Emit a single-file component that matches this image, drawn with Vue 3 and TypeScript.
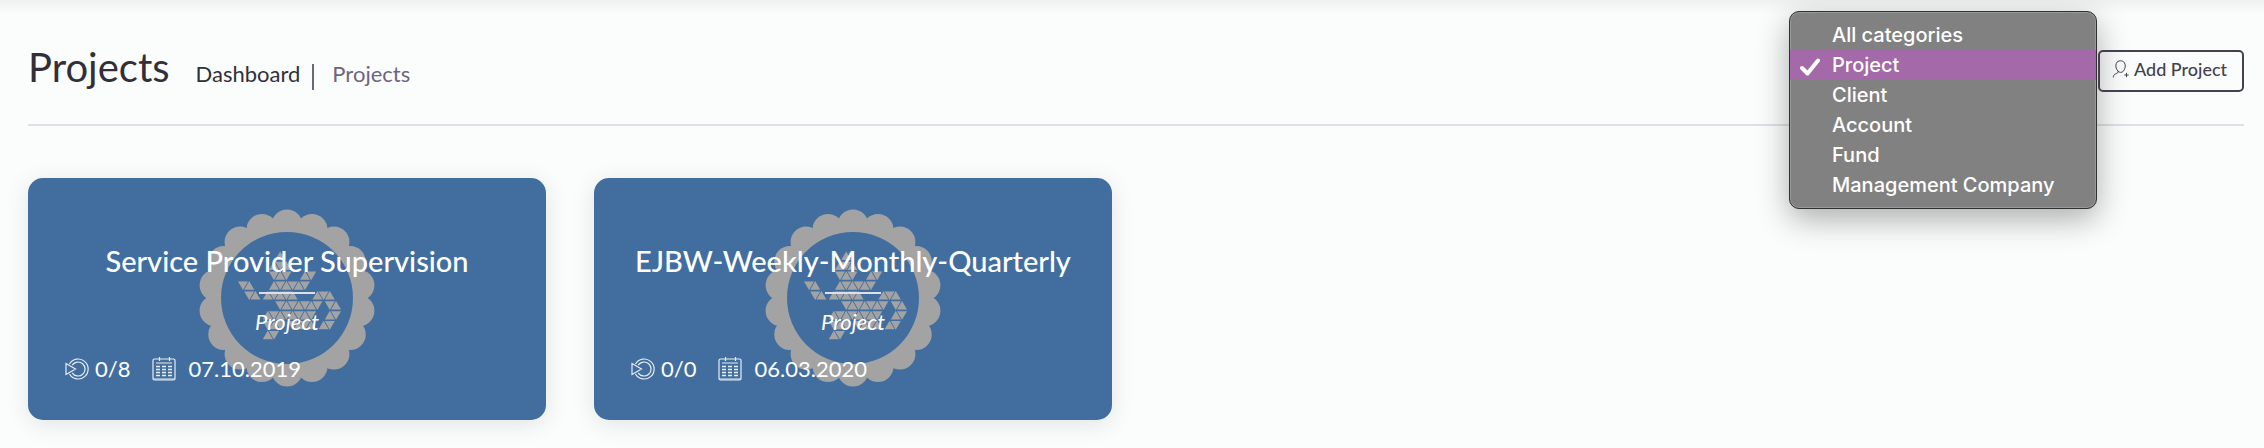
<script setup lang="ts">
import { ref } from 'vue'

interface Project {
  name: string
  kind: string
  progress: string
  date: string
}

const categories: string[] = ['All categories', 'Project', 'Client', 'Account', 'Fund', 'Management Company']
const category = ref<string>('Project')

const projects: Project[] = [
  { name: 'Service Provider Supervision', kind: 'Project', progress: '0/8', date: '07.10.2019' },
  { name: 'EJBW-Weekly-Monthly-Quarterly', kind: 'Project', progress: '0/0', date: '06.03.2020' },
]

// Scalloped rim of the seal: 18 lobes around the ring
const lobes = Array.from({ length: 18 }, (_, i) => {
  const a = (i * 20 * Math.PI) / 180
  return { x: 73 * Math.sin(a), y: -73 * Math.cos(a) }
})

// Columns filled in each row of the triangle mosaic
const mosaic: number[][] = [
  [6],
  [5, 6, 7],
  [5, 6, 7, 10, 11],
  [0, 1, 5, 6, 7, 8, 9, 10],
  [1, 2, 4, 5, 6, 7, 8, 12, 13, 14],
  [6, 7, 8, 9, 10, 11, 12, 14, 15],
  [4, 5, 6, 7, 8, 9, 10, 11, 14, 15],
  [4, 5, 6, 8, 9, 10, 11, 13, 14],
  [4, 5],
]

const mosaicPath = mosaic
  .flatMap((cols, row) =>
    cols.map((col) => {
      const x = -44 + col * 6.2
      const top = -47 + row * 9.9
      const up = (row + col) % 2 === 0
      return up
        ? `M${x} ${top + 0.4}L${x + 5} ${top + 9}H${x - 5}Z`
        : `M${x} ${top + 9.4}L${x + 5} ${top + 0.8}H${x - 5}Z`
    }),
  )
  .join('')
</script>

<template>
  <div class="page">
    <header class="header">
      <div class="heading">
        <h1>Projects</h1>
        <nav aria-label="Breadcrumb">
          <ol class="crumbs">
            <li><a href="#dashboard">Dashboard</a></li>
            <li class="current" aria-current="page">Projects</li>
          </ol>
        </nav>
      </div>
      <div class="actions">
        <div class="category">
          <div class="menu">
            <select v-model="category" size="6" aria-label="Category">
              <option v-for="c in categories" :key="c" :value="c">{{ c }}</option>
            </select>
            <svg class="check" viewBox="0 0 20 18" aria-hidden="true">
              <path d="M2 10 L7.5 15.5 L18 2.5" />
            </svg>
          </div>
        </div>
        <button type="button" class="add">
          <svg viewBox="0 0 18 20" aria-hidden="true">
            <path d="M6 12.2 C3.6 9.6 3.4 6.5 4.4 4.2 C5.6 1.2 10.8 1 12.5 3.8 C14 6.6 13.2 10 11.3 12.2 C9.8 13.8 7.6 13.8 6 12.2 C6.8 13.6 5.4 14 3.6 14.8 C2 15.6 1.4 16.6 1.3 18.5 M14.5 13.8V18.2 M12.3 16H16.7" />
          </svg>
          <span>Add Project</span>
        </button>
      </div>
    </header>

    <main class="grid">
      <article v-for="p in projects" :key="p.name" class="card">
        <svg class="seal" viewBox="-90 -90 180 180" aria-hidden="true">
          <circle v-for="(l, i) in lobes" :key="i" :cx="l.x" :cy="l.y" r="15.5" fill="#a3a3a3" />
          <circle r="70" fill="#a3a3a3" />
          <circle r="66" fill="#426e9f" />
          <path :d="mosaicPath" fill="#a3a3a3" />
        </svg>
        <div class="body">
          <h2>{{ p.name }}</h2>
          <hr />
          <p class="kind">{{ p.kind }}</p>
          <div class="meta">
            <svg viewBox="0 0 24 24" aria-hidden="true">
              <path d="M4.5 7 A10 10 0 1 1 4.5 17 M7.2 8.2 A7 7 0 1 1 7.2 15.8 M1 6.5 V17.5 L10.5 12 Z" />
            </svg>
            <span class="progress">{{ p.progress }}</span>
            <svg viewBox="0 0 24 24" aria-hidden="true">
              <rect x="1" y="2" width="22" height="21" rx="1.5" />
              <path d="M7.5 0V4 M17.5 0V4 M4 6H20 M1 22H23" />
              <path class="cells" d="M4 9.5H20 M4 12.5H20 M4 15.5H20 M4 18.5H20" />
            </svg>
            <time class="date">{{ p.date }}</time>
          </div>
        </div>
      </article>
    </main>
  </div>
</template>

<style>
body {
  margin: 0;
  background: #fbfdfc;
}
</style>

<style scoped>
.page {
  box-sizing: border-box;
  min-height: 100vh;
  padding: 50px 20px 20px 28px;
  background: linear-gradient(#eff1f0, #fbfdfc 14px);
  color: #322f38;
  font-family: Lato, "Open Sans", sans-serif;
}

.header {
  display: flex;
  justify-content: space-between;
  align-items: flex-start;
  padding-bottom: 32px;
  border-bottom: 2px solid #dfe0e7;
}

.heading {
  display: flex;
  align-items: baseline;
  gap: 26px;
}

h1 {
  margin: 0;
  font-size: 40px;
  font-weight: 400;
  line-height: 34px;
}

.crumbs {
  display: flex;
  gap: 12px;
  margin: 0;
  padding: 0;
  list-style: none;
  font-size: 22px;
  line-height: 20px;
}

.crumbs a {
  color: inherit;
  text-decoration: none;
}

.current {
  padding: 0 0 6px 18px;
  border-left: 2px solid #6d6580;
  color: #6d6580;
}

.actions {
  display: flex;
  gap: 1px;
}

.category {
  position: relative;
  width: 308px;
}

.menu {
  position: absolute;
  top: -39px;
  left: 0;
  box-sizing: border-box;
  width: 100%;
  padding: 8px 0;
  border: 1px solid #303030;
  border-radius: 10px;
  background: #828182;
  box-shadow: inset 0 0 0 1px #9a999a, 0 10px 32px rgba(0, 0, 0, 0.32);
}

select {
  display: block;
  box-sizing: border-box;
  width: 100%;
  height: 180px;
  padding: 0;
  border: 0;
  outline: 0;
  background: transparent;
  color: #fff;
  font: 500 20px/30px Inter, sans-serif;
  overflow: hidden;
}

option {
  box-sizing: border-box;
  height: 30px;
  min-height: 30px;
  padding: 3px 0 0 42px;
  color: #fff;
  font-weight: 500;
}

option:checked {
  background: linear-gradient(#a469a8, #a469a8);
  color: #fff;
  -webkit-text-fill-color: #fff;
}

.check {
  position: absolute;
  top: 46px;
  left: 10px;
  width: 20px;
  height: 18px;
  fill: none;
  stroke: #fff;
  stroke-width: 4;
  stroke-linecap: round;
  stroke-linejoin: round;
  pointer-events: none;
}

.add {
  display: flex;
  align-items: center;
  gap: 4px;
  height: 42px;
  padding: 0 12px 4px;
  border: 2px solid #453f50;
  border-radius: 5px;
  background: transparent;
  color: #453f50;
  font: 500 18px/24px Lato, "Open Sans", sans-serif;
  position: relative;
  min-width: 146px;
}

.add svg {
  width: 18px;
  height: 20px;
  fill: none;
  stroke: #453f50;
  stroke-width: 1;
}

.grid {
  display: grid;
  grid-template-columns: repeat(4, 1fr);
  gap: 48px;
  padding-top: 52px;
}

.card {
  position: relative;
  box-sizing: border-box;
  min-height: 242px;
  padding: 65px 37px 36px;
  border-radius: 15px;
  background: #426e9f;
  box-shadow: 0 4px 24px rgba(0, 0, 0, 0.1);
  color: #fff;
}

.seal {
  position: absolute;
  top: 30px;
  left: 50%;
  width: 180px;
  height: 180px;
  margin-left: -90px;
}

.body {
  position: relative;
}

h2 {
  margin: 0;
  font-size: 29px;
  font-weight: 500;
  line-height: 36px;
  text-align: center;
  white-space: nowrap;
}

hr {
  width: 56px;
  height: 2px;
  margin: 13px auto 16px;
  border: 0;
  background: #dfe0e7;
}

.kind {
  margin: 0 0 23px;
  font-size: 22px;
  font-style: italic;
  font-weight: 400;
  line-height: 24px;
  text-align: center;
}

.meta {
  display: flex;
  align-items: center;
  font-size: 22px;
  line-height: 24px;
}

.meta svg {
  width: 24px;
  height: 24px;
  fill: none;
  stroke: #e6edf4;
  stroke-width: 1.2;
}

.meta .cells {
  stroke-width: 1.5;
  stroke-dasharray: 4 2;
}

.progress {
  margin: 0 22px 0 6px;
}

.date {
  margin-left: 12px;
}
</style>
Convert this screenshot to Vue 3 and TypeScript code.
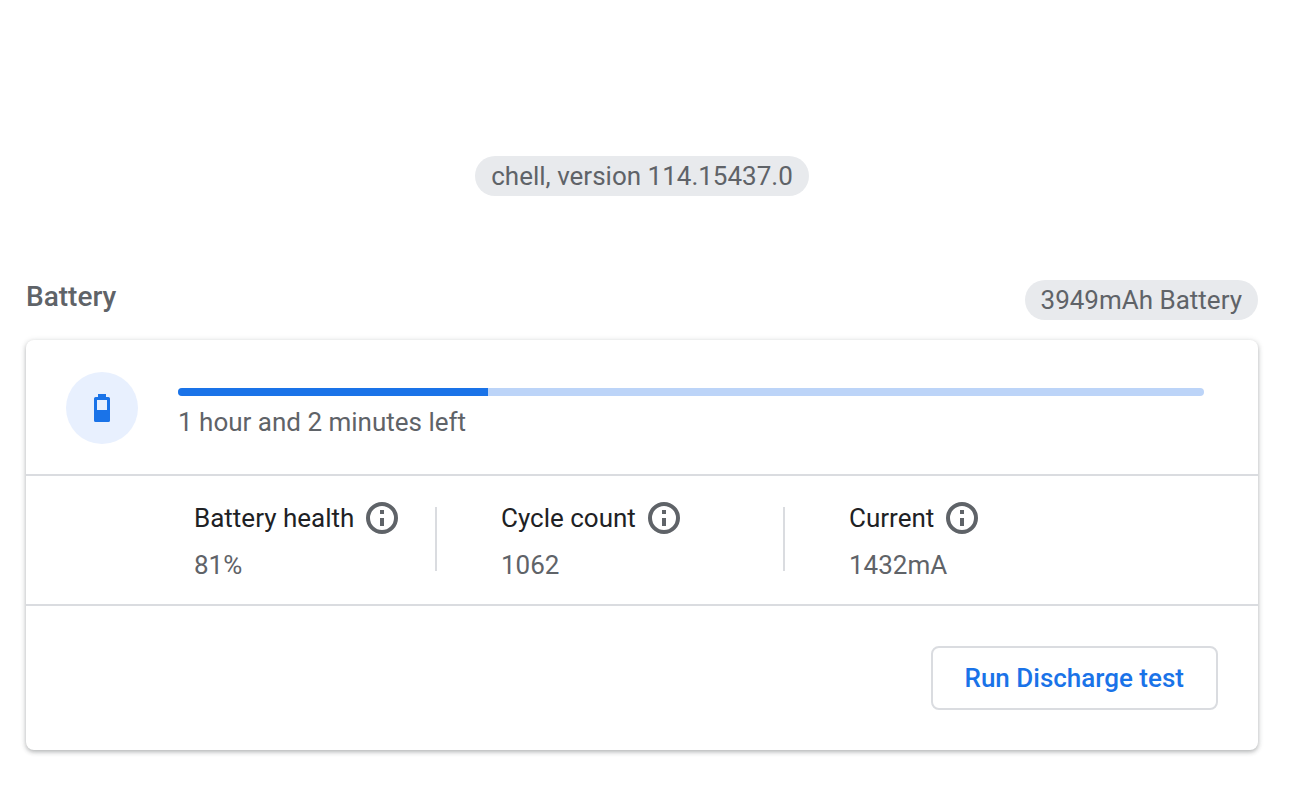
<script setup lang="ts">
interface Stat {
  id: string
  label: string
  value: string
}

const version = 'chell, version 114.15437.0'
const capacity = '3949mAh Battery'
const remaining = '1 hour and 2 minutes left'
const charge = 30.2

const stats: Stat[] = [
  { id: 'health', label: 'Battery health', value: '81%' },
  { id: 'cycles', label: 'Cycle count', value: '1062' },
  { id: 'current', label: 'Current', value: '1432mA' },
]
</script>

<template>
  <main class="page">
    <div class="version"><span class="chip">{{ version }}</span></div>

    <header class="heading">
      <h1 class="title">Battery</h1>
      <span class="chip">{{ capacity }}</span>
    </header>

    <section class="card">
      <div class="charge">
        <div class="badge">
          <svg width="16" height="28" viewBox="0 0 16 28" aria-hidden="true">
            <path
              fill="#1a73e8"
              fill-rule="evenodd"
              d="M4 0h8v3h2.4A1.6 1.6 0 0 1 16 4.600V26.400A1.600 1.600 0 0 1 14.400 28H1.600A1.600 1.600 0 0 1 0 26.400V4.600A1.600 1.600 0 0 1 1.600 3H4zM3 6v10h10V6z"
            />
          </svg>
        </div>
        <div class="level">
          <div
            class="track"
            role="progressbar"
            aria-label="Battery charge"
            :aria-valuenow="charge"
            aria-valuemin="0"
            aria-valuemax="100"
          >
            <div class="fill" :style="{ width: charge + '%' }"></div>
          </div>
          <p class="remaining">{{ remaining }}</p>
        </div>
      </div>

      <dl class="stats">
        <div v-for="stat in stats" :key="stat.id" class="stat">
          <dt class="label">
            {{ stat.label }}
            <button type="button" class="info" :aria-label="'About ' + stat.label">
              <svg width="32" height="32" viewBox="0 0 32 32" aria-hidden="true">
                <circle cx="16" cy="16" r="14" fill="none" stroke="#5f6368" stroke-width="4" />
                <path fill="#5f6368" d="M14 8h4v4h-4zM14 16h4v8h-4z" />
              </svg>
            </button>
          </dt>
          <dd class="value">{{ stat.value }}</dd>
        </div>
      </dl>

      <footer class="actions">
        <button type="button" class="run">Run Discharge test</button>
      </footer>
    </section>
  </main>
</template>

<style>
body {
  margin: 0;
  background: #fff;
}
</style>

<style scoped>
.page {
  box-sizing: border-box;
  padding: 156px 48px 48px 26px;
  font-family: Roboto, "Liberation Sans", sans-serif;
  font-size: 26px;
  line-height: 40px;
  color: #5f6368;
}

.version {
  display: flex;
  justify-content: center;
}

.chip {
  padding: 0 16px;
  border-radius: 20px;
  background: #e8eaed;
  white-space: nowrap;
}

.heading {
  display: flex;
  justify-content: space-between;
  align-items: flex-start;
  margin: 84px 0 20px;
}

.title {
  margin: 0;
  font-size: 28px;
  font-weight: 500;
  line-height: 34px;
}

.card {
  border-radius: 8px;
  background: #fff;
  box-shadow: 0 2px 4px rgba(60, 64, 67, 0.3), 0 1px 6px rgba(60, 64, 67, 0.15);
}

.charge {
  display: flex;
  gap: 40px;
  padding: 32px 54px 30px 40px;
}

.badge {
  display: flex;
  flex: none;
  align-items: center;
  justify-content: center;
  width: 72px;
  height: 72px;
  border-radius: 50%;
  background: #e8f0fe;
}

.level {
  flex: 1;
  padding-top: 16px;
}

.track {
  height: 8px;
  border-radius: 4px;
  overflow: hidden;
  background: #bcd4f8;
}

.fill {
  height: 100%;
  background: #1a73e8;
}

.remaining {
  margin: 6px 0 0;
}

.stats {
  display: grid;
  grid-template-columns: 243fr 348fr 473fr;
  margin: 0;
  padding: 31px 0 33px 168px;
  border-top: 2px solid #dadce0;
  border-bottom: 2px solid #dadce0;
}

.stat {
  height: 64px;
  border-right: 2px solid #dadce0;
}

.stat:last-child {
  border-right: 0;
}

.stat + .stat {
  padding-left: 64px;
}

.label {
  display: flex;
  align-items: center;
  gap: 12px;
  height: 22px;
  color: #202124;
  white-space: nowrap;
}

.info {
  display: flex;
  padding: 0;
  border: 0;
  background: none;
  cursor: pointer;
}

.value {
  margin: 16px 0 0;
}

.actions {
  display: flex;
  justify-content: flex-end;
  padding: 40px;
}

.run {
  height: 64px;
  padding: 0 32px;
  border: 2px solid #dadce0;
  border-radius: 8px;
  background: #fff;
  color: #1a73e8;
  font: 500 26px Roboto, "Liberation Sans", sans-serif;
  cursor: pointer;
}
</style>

+===+

▸ Given request: Copy nothing but the lines from the top of the material through the line holding "const category = ref<string>('Project')", exactly as written; omit pictures.

▸ Solution to this problem:
Emit a single-file component that matches this image, drawn with Vue 3 and TypeScript.
<script setup lang="ts">
import { ref } from 'vue'

interface Project {
  name: string
  kind: string
  progress: string
  date: string
}

const categories: string[] = ['All categories', 'Project', 'Client', 'Account', 'Fund', 'Management Company']
const category = ref<string>('Project')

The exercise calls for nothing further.